**Directive**:
All of the records below must be output exactly, with no pictures carried over.

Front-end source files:
========
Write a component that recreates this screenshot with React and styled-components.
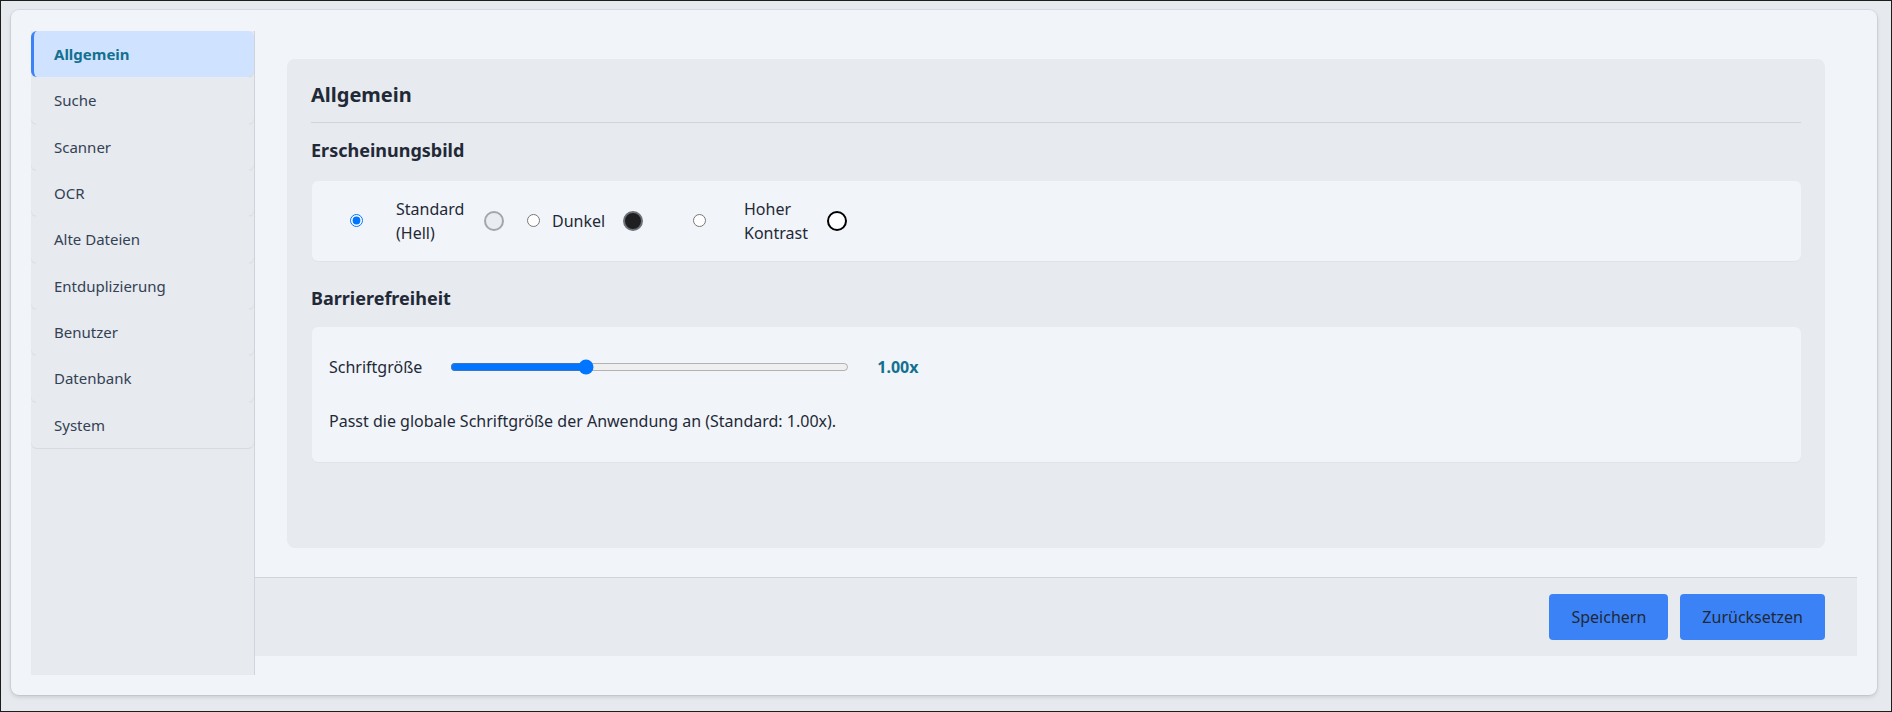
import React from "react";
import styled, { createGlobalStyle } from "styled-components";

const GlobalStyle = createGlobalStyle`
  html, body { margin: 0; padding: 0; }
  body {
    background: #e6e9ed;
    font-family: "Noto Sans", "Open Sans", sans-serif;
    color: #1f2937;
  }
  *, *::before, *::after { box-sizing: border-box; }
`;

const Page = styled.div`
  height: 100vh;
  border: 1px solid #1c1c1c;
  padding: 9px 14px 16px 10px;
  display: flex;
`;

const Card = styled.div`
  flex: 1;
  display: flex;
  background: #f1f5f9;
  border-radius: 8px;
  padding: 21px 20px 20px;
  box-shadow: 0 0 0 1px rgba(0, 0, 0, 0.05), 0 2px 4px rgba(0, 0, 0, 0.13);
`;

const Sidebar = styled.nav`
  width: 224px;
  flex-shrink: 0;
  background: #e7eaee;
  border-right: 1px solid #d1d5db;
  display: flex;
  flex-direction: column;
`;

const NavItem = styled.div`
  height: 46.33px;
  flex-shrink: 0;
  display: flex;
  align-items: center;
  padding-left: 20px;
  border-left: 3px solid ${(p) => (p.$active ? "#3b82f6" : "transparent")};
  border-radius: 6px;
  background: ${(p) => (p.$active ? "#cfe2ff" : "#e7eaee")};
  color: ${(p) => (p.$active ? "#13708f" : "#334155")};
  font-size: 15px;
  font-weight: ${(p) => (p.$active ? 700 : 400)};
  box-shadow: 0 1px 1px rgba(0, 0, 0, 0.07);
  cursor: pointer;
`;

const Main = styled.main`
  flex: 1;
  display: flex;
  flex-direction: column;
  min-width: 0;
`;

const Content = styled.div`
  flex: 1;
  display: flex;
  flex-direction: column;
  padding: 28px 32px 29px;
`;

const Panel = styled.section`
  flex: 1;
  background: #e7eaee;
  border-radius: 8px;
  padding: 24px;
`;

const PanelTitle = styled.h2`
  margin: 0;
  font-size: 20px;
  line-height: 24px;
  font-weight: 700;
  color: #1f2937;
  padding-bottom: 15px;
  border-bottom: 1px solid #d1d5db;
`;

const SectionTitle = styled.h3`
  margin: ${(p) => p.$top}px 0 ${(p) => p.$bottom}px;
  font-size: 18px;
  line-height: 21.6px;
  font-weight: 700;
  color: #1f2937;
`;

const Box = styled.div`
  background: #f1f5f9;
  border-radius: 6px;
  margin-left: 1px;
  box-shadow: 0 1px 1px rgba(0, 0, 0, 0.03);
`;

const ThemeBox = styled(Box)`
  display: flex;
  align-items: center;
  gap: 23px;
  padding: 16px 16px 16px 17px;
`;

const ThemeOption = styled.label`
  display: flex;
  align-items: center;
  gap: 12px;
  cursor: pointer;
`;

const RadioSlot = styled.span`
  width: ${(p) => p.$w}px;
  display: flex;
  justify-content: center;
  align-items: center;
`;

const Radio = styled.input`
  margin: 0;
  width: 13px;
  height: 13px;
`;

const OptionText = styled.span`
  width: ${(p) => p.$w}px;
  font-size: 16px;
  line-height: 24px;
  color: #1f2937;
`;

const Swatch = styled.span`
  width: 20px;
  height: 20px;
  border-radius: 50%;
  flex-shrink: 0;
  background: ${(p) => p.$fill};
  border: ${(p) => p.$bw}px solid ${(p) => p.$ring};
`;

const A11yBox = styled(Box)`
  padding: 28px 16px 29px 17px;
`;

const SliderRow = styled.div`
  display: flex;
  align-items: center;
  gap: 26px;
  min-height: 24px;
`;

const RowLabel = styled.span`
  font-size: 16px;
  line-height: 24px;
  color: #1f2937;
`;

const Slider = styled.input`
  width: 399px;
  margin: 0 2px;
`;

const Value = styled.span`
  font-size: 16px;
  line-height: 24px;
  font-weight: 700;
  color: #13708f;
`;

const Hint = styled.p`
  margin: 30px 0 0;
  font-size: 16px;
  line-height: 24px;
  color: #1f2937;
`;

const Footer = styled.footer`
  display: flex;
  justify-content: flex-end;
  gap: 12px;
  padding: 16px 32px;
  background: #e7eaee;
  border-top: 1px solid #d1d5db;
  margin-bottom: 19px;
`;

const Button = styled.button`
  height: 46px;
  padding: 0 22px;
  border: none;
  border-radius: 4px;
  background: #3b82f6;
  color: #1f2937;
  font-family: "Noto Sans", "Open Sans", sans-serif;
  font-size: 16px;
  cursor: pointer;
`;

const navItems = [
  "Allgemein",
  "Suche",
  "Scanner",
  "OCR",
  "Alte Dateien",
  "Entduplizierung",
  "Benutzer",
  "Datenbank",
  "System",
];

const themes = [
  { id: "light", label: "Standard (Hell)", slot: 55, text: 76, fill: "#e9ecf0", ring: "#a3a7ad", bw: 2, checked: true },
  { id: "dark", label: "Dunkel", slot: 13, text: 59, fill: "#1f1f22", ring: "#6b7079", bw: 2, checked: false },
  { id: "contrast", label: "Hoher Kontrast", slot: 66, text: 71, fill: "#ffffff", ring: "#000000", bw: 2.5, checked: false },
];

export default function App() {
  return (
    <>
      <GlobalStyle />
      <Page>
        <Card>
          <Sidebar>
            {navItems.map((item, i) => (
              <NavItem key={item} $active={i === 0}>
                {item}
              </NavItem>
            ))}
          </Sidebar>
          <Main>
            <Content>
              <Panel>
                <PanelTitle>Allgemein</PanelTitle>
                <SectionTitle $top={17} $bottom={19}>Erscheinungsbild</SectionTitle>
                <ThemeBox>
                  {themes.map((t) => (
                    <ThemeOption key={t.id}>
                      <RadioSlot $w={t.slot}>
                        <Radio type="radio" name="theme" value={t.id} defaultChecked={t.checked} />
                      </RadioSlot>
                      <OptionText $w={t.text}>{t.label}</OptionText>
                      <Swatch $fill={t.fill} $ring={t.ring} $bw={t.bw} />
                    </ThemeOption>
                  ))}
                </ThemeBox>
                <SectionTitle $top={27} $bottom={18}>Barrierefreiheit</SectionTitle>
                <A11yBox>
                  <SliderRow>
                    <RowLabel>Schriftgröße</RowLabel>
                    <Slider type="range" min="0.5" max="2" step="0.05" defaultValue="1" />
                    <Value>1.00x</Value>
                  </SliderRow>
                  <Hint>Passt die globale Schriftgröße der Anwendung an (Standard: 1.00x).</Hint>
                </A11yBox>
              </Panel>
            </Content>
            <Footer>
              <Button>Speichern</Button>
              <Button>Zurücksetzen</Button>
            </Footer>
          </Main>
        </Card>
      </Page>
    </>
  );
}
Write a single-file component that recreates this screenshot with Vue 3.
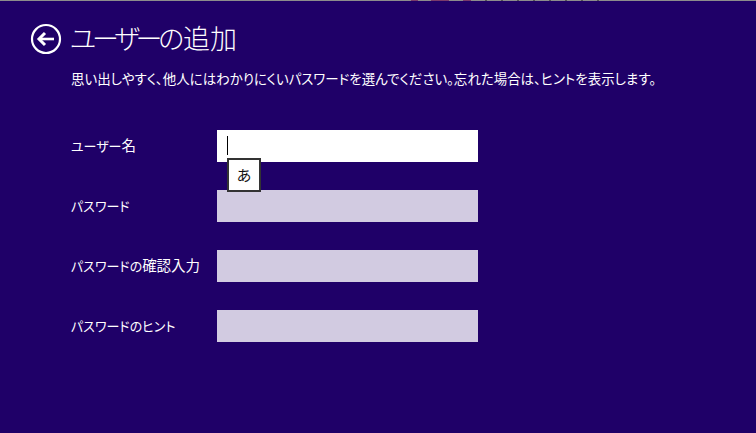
========
**Written response**:
Write a component that recreates this screenshot with React and styled-components.
import React from "react";
import styled, { createGlobalStyle } from "styled-components";

const GlobalStyle = createGlobalStyle`
  html, body { margin: 0; padding: 0; }
  body {
    background: #e6e9ed;
    font-family: "Noto Sans", "Open Sans", sans-serif;
    color: #1f2937;
  }
  *, *::before, *::after { box-sizing: border-box; }
`;

const Page = styled.div`
  height: 100vh;
  border: 1px solid #1c1c1c;
  padding: 9px 14px 16px 10px;
  display: flex;
`;

const Card = styled.div`
  flex: 1;
  display: flex;
  background: #f1f5f9;
  border-radius: 8px;
  padding: 21px 20px 20px;
  box-shadow: 0 0 0 1px rgba(0, 0, 0, 0.05), 0 2px 4px rgba(0, 0, 0, 0.13);
`;

const Sidebar = styled.nav`
  width: 224px;
  flex-shrink: 0;
  background: #e7eaee;
  border-right: 1px solid #d1d5db;
  display: flex;
  flex-direction: column;
`;

const NavItem = styled.div`
  height: 46.33px;
  flex-shrink: 0;
  display: flex;
  align-items: center;
  padding-left: 20px;
  border-left: 3px solid ${(p) => (p.$active ? "#3b82f6" : "transparent")};
  border-radius: 6px;
  background: ${(p) => (p.$active ? "#cfe2ff" : "#e7eaee")};
  color: ${(p) => (p.$active ? "#13708f" : "#334155")};
  font-size: 15px;
  font-weight: ${(p) => (p.$active ? 700 : 400)};
  box-shadow: 0 1px 1px rgba(0, 0, 0, 0.07);
  cursor: pointer;
`;

const Main = styled.main`
  flex: 1;
  display: flex;
  flex-direction: column;
  min-width: 0;
`;

const Content = styled.div`
  flex: 1;
  display: flex;
  flex-direction: column;
  padding: 28px 32px 29px;
`;

const Panel = styled.section`
  flex: 1;
  background: #e7eaee;
  border-radius: 8px;
  padding: 24px;
`;

const PanelTitle = styled.h2`
  margin: 0;
  font-size: 20px;
  line-height: 24px;
  font-weight: 700;
  color: #1f2937;
  padding-bottom: 15px;
  border-bottom: 1px solid #d1d5db;
`;

const SectionTitle = styled.h3`
  margin: ${(p) => p.$top}px 0 ${(p) => p.$bottom}px;
  font-size: 18px;
  line-height: 21.6px;
  font-weight: 700;
  color: #1f2937;
`;

const Box = styled.div`
  background: #f1f5f9;
  border-radius: 6px;
  margin-left: 1px;
  box-shadow: 0 1px 1px rgba(0, 0, 0, 0.03);
`;

const ThemeBox = styled(Box)`
  display: flex;
  align-items: center;
  gap: 23px;
  padding: 16px 16px 16px 17px;
`;

const ThemeOption = styled.label`
  display: flex;
  align-items: center;
  gap: 12px;
  cursor: pointer;
`;

const RadioSlot = styled.span`
  width: ${(p) => p.$w}px;
  display: flex;
  justify-content: center;
  align-items: center;
`;

const Radio = styled.input`
  margin: 0;
  width: 13px;
  height: 13px;
`;

const OptionText = styled.span`
  width: ${(p) => p.$w}px;
  font-size: 16px;
  line-height: 24px;
  color: #1f2937;
`;

const Swatch = styled.span`
  width: 20px;
  height: 20px;
  border-radius: 50%;
  flex-shrink: 0;
  background: ${(p) => p.$fill};
  border: ${(p) => p.$bw}px solid ${(p) => p.$ring};
`;

const A11yBox = styled(Box)`
  padding: 28px 16px 29px 17px;
`;

const SliderRow = styled.div`
  display: flex;
  align-items: center;
  gap: 26px;
  min-height: 24px;
`;

const RowLabel = styled.span`
  font-size: 16px;
  line-height: 24px;
  color: #1f2937;
`;

const Slider = styled.input`
  width: 399px;
  margin: 0 2px;
`;

const Value = styled.span`
  font-size: 16px;
  line-height: 24px;
  font-weight: 700;
  color: #13708f;
`;

const Hint = styled.p`
  margin: 30px 0 0;
  font-size: 16px;
  line-height: 24px;
  color: #1f2937;
`;

const Footer = styled.footer`
  display: flex;
  justify-content: flex-end;
  gap: 12px;
  padding: 16px 32px;
  background: #e7eaee;
  border-top: 1px solid #d1d5db;
  margin-bottom: 19px;
`;

const Button = styled.button`
  height: 46px;
  padding: 0 22px;
  border: none;
  border-radius: 4px;
  background: #3b82f6;
  color: #1f2937;
  font-family: "Noto Sans", "Open Sans", sans-serif;
  font-size: 16px;
  cursor: pointer;
`;

const navItems = [
  "Allgemein",
  "Suche",
  "Scanner",
  "OCR",
  "Alte Dateien",
  "Entduplizierung",
  "Benutzer",
  "Datenbank",
  "System",
];

const themes = [
  { id: "light", label: "Standard (Hell)", slot: 55, text: 76, fill: "#e9ecf0", ring: "#a3a7ad", bw: 2, checked: true },
  { id: "dark", label: "Dunkel", slot: 13, text: 59, fill: "#1f1f22", ring: "#6b7079", bw: 2, checked: false },
  { id: "contrast", label: "Hoher Kontrast", slot: 66, text: 71, fill: "#ffffff", ring: "#000000", bw: 2.5, checked: false },
];

export default function App() {
  return (
    <>
      <GlobalStyle />
      <Page>
        <Card>
          <Sidebar>
            {navItems.map((item, i) => (
              <NavItem key={item} $active={i === 0}>
                {item}
              </NavItem>
            ))}
          </Sidebar>
          <Main>
            <Content>
              <Panel>
                <PanelTitle>Allgemein</PanelTitle>
                <SectionTitle $top={17} $bottom={19}>Erscheinungsbild</SectionTitle>
                <ThemeBox>
                  {themes.map((t) => (
                    <ThemeOption key={t.id}>
                      <RadioSlot $w={t.slot}>
                        <Radio type="radio" name="theme" value={t.id} defaultChecked={t.checked} />
                      </RadioSlot>
                      <OptionText $w={t.text}>{t.label}</OptionText>
                      <Swatch $fill={t.fill} $ring={t.ring} $bw={t.bw} />
                    </ThemeOption>
                  ))}
                </ThemeBox>
                <SectionTitle $top={27} $bottom={18}>Barrierefreiheit</SectionTitle>
                <A11yBox>
                  <SliderRow>
                    <RowLabel>Schriftgröße</RowLabel>
                    <Slider type="range" min="0.5" max="2" step="0.05" defaultValue="1" />
                    <Value>1.00x</Value>
                  </SliderRow>
                  <Hint>Passt die globale Schriftgröße der Anwendung an (Standard: 1.00x).</Hint>
                </A11yBox>
              </Panel>
            </Content>
            <Footer>
              <Button>Speichern</Button>
              <Button>Zurücksetzen</Button>
            </Footer>
          </Main>
        </Card>
      </Page>
    </>
  );
}
Write a single-file component that recreates this screenshot with Vue 3.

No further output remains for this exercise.